Christian Houge’s solo exhibition Paradise Lost is on display until 15 September at the Bomuldsfabriken Kunsthall in Arendal, Norway. Spanning 25 years of his photographic exploration, the show traces 25 years of his photographic exploration, tracing his evolution as an artist deeply engaged with the complex relationship between humanity and nature. Through his evocative and powerful photographic series, Christian Houge invites viewers to reflect on our place within the natural world and our impact on it.

The exhibition’s title draws inspiration from John Milton’s 1667 epic poem of the same name, which grapples with themes of free will, morality, and the human capacity for both salvation and destruction. Christian Houge echoes these concerns, questioning humanity’s choices and urging a call to awareness and responsibility. In a world increasingly shaped by climate disasters, resource depletion, and political instability, his photographs serve as meditative spaces of pause and reflection. Paradise Lost is a search for balance, a confrontation with our fears, and an invitation to envision alternative paths.

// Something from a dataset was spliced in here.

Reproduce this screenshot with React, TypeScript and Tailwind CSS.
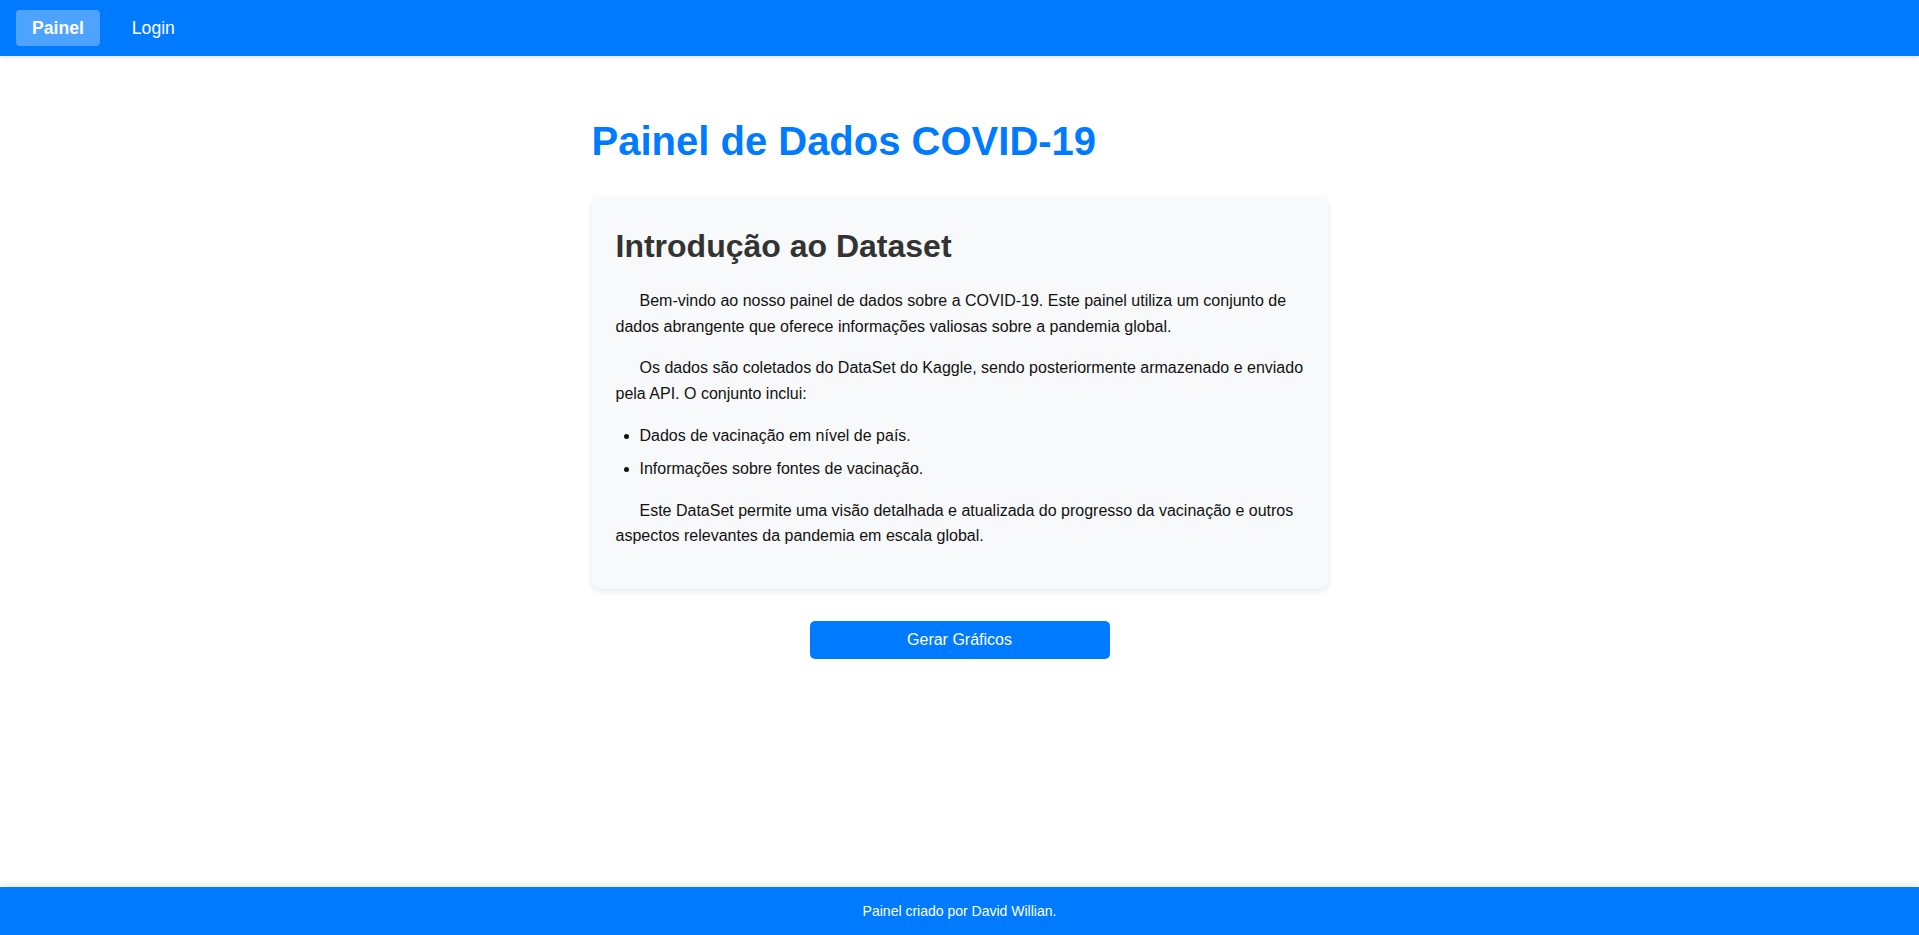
export default function App() {
  const items = [
    "Dados de vacinação em nível de país.",
    "Informações sobre fontes de vacinação.",
  ];

  return (
    <div className="min-h-screen flex flex-col bg-white font-['Liberation_Sans',Arial,sans-serif]">
      <nav className="relative z-10 h-14 bg-[#007bff] flex items-center px-4 gap-4 shadow-[0_2px_4px_rgba(0,0,0,0.1)]">
        <a className="h-9 px-4 flex items-center rounded bg-white/30 text-white font-bold text-[17.6px]">
          Painel
        </a>
        <a className="h-9 px-4 flex items-center text-white text-[17.6px]">
          Login
        </a>
      </nav>

      <main className="flex-1">
        <div className="max-w-[800px] mx-auto px-8 pt-[53px]">
          <h1 className="text-[40px] leading-[1.6] font-bold text-[#007bff] mb-6">
            Painel de Dados COVID-19
          </h1>

          <section className="bg-[#f8f9fa] rounded-lg p-6 shadow-[0_2px_6px_rgba(0,0,0,0.1)] text-base leading-[1.6] text-[#111]">
            <h2 className="text-[32px] leading-[1.6] font-bold text-[#333] mb-4">
              Introdução ao Dataset
            </h2>
            <p className="indent-6 mb-4">
              Bem-vindo ao nosso painel de dados sobre a COVID-19. Este painel
              utiliza um conjunto de dados abrangente que oferece informações
              valiosas sobre a pandemia global.
            </p>
            <p className="indent-6 mb-4">
              Os dados são coletados do DataSet do Kaggle, sendo posteriormente
              armazenado e enviado pela API. O conjunto inclui:
            </p>
            <ul className="list-disc pl-6 mb-4">
              {items.map((item) => (
                <li key={item} className="mb-2">
                  {item}
                </li>
              ))}
            </ul>
            <p className="indent-6 mb-4">
              Este DataSet permite uma visão detalhada e atualizada do progresso
              da vacinação e outros aspectos relevantes da pandemia em escala
              global.
            </p>
          </section>

          <button className="block mx-auto mt-8 w-[300px] h-[38px] rounded-[5px] bg-[#007bff] text-white text-base">
            Gerar Gráficos
          </button>
        </div>
      </main>

      <footer className="h-12 bg-[#007bff] text-white text-sm flex items-center justify-center shadow-[0_-2px_6px_rgba(0,0,0,0.1)]">
        Painel criado por David Willian.
      </footer>
    </div>
  );
}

Christian Houge presents here a large selection of photographs belonging to different series. Arctic Technology was shot on Spitsbergen, Svalbard’s largest island, known for its surreal light and pristine atmosphere — an ideal site for climate and space research. Through panoramic images of antennas, satellite stations, and the Global Seed Vault, Christian Houge explores the contrast between the primal Arctic landscape and technology, highlighting humanity’s dual quest for control and understanding.

The glacial landscape once more becomes the setting for another series: Death of a Mountain (2016–2021). Here, the photographer documents the Rhone glacier in Switzerland wrapped in UV-reflective fabric in an attempt to slow its melting. Shot in panoramic format, the series evokes both tenderness and mourning, portraying nature as a dying giant.

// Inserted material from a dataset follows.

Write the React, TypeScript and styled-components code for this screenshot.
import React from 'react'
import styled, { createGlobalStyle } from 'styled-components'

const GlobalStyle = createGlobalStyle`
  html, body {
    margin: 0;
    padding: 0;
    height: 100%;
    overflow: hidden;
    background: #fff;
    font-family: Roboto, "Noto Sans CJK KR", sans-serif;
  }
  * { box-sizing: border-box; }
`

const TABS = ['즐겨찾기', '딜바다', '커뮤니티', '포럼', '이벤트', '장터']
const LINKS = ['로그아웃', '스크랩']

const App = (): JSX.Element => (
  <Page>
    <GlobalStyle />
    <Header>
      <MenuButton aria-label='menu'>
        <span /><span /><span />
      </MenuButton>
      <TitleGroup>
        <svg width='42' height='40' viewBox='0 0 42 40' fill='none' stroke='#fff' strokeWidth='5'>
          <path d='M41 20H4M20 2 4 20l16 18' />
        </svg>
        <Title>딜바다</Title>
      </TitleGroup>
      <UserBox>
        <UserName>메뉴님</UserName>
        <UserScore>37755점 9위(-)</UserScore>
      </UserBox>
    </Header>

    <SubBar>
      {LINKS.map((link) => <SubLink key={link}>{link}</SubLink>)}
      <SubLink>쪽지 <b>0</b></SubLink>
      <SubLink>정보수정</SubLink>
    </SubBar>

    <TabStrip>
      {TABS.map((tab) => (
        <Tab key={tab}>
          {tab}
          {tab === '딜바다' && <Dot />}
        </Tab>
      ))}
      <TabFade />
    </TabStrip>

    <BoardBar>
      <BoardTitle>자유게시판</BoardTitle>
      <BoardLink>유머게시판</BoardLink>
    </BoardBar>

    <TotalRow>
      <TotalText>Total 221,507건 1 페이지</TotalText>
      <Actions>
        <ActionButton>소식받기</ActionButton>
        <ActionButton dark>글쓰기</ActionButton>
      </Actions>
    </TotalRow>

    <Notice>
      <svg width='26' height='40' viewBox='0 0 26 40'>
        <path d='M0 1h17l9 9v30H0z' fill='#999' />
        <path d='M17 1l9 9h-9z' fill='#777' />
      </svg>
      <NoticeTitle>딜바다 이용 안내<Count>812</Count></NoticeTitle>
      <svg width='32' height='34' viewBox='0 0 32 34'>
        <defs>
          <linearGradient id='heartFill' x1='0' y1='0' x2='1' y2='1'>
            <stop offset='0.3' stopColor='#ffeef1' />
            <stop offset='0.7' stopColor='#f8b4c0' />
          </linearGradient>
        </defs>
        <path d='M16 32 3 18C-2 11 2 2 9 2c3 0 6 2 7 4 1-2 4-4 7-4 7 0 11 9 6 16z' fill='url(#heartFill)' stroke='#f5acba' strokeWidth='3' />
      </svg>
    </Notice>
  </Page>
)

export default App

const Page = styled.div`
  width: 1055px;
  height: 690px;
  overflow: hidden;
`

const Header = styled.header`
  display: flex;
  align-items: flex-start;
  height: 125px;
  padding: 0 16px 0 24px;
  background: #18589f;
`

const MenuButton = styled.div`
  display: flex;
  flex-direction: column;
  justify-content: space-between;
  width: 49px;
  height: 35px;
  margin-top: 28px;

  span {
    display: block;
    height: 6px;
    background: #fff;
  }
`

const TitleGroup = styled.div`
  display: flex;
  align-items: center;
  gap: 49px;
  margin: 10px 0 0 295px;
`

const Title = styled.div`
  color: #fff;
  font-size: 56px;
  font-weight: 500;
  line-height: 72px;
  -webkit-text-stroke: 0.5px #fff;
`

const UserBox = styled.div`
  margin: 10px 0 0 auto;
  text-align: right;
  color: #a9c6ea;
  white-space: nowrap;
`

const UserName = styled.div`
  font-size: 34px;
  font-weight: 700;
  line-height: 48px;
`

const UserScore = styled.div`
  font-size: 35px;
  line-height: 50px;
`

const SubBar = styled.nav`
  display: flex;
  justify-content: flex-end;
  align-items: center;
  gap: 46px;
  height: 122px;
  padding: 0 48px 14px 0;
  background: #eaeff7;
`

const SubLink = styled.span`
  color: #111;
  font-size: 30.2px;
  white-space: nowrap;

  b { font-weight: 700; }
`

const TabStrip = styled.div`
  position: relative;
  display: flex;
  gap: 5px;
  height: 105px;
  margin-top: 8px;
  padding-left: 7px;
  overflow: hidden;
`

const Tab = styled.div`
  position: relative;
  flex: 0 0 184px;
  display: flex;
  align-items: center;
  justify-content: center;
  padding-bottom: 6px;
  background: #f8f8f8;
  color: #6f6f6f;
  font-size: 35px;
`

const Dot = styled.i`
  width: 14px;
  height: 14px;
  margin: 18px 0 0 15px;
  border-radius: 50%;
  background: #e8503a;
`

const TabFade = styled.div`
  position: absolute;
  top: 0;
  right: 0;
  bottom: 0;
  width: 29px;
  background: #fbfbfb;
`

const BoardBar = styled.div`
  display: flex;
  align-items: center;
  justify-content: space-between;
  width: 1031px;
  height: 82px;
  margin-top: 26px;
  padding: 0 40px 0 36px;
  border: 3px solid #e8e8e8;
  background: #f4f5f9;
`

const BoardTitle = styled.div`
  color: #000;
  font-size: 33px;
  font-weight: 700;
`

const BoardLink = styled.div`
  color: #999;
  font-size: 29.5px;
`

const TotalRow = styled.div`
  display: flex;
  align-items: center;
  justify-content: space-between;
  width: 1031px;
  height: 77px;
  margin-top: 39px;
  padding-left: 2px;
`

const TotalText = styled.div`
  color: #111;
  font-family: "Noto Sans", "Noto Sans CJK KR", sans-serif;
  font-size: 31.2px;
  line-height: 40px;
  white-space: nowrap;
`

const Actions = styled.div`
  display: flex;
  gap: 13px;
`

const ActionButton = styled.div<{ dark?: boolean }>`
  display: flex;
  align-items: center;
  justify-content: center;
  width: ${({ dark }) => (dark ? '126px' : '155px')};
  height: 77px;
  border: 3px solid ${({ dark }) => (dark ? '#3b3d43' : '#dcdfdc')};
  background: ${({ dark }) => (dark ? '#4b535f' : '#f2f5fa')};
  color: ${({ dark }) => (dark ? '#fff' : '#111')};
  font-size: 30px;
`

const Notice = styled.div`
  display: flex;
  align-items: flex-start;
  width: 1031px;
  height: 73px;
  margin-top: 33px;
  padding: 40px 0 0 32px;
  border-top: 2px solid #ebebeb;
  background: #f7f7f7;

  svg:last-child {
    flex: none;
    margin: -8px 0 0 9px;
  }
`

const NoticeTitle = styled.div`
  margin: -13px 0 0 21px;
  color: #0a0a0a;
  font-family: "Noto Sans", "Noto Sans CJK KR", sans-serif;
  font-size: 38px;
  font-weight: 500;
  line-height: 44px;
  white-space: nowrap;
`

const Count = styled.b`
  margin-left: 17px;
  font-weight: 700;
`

In his series Shadow Within (2010–2013), Christian Houge photographs wolves in Norway and the United States to explore humanity’s primal fears and inner duality – the tension between our civilized identity and our primal instincts. He uses the wolf, a creature both feared and revered, as a mirror to reflect human traits such as aggression, vulnerability, fear and social hierarchy. This thought-provoking series challenges cultural myths and invites viewers to confront their own shadows and the complex bond between nature and self.

Residence of Impermanence (2017–2020) presents both appealing and terrible images of burning taxidermy animals against imperial English wallpaper, confronting themes of ownership, beauty, and destruction. Blending spiritual, historical, and cultural reflections, the series urges viewers to reconsider their relationship with animals and the silent extinction unfolding around us.

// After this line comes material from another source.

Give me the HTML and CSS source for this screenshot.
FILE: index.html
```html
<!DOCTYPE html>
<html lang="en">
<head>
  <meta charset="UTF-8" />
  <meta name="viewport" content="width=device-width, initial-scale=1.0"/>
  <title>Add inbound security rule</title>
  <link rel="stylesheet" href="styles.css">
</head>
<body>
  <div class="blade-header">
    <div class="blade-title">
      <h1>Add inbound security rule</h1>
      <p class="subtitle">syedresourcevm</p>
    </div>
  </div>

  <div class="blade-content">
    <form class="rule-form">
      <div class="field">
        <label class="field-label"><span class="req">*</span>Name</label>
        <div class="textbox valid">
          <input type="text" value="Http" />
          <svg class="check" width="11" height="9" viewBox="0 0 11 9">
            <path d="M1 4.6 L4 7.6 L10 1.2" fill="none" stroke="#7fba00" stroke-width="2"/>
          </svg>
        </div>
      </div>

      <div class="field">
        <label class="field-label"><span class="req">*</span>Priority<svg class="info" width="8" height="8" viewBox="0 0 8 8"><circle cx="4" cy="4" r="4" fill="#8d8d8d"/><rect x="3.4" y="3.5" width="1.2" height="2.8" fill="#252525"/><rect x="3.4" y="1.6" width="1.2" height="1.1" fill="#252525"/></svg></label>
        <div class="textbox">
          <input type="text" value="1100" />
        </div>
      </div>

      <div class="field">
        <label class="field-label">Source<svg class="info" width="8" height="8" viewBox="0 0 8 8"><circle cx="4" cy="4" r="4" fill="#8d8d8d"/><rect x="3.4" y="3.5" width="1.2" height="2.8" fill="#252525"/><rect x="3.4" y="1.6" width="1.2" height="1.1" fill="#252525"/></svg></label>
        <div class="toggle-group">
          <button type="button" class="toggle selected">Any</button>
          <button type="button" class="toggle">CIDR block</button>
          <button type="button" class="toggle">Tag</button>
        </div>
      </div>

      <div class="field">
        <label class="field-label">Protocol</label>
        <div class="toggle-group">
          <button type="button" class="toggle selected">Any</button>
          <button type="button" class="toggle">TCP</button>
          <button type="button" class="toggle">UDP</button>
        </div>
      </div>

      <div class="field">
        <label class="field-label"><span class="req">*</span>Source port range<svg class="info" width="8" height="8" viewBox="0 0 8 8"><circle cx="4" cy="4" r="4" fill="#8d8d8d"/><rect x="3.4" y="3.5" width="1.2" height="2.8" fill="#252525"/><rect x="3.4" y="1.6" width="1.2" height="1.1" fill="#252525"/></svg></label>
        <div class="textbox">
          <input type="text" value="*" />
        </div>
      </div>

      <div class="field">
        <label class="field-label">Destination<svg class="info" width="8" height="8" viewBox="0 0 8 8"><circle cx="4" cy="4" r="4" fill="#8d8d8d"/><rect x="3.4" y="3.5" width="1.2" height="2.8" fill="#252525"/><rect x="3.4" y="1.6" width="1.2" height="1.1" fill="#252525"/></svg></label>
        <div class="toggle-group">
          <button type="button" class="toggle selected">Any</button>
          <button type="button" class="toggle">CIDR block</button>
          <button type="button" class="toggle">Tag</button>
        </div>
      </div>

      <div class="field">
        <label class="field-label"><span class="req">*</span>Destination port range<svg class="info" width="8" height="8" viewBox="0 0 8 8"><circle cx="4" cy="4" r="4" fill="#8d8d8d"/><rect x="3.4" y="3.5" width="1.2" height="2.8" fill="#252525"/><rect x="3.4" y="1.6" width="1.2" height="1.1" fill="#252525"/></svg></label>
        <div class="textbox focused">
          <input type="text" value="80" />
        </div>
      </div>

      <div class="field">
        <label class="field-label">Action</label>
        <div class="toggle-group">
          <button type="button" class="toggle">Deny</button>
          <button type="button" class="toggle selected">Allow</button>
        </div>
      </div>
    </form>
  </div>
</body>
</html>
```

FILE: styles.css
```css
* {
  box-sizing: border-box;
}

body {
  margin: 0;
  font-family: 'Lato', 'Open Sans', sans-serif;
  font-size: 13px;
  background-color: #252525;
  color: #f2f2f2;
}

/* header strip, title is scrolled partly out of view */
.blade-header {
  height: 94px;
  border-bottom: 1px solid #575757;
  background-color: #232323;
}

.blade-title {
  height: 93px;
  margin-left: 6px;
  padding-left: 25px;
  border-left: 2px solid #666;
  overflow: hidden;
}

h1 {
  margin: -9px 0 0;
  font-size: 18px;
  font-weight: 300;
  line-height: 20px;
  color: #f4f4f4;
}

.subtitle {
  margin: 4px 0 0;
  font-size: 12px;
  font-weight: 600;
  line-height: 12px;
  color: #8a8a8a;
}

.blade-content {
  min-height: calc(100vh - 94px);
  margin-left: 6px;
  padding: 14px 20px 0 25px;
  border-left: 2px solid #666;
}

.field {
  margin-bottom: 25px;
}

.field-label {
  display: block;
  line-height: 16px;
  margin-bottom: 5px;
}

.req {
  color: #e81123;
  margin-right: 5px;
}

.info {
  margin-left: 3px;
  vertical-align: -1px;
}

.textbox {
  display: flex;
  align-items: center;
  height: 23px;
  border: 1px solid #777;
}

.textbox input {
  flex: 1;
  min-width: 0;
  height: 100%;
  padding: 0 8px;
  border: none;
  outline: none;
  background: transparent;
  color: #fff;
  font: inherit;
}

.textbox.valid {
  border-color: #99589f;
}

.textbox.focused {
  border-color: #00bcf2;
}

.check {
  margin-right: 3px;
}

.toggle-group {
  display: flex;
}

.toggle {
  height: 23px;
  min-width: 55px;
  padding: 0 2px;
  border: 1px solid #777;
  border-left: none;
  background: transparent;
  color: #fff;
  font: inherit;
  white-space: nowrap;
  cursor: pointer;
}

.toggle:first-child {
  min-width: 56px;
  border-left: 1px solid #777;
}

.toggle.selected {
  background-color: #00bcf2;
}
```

Christian Houge also uses ritualistic fire in the Vanitas (2019–2022) series. Here, the photographer reinterprets the 17th-century still-life tradition by merging classical symbols of mortality, such as skulls, with fire, a transformative force. His burning compositions evoke both destruction and rebirth, challenging vanity, ego, and the digital age’s obsession with beauty.

In Echoes of Utopia (2025), the photographer employs the very complex 19th-century wet collodion technique to photograph the Spomeniks, monuments erected in honor of the victims and heroes of the Second World War in former Yugoslavia. These Brutalist structures, once symbols of utopian ideals and now fallen into neglect, are transformed by Houge into visual elegies exploring themes of impermanence and memory. His images become meditative reflections on time, decay, and the tension between the past and the future in an age of digital speed and historical amnesia.

Despite the ominous tone suggested by Paradise Lost, Houge’s work is underpinned by a sense of hope: if we shift from consumption to care, from domination to understanding, from neglect to awareness, we can rediscover our place within nature rather than above it. In this way, Paradise Lost is not a lament of despair, but rather a call to consciousness and a reminder that, even in times of crisis, the seeds of a better future may still take root.